CRÍTICADECINE
En la noria de la vida
Soy un adicto al cine de Woody Allen, sobretodo al de la primera época. Ese que se colocaba delante y detrás de la cámara, que tartamudeaba al tiempo que pronunciaba frases para enmarcar, siempre entre disquisiciones morales, de muerte o de sexo. Ese hombre menudo con gafas de culo de botella me lo ha hecho pasar muy bien. Pero también hubo un Allen que se metió en territorios de Ingmar Bergman para desconcertar, porque entre otras cosas, él no es Bergman. También he visto trabajos de encargo que lo han dejado en la memoria al borde del naufragio.

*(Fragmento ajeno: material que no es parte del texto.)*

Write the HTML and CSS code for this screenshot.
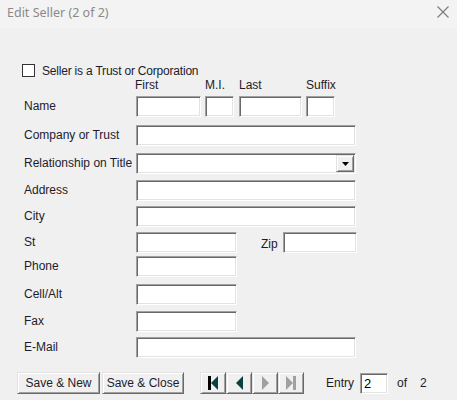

Pero este genio incuestionable es un superviviente, y se desenvuelve entre la comedia y la tragedia magistralmente. He aquí que con Wonder Wheel nos lleva de un modo admirable hasta las atracciones del Coney Island neoyorkino ya decadente en los años 50 para mostrarnos el drama humano de unos personajes con alma errante anclados en vidas que no querían, atrapados en deseos encarcelados en lo más profundo del ser. Esa Kate Winslet con migraña permanente instalada en la amargura de un amor sin esperanza, el marido siempre subido a una montaña rusa emocional o esa prófuga de la mafia cuyo destino pende de un hilo, o el salvavidas con vocación más de amante que de escritor. Para sacarnos un poco de este estilo de Eugene O’Neill o Tennessee Williams, Allen tan solo se guarda Allen al niño pirómano, miembro de una familia muy desestructurada. Hay amargura en esta película, sueños truncados, y un presente de feria triste tamizada por una extraordinaria fotografía de Vittorio Storaro. Una luz que todo lo ensombrece y lo ilumina, como también nos sucede a nosotros en la vida misma.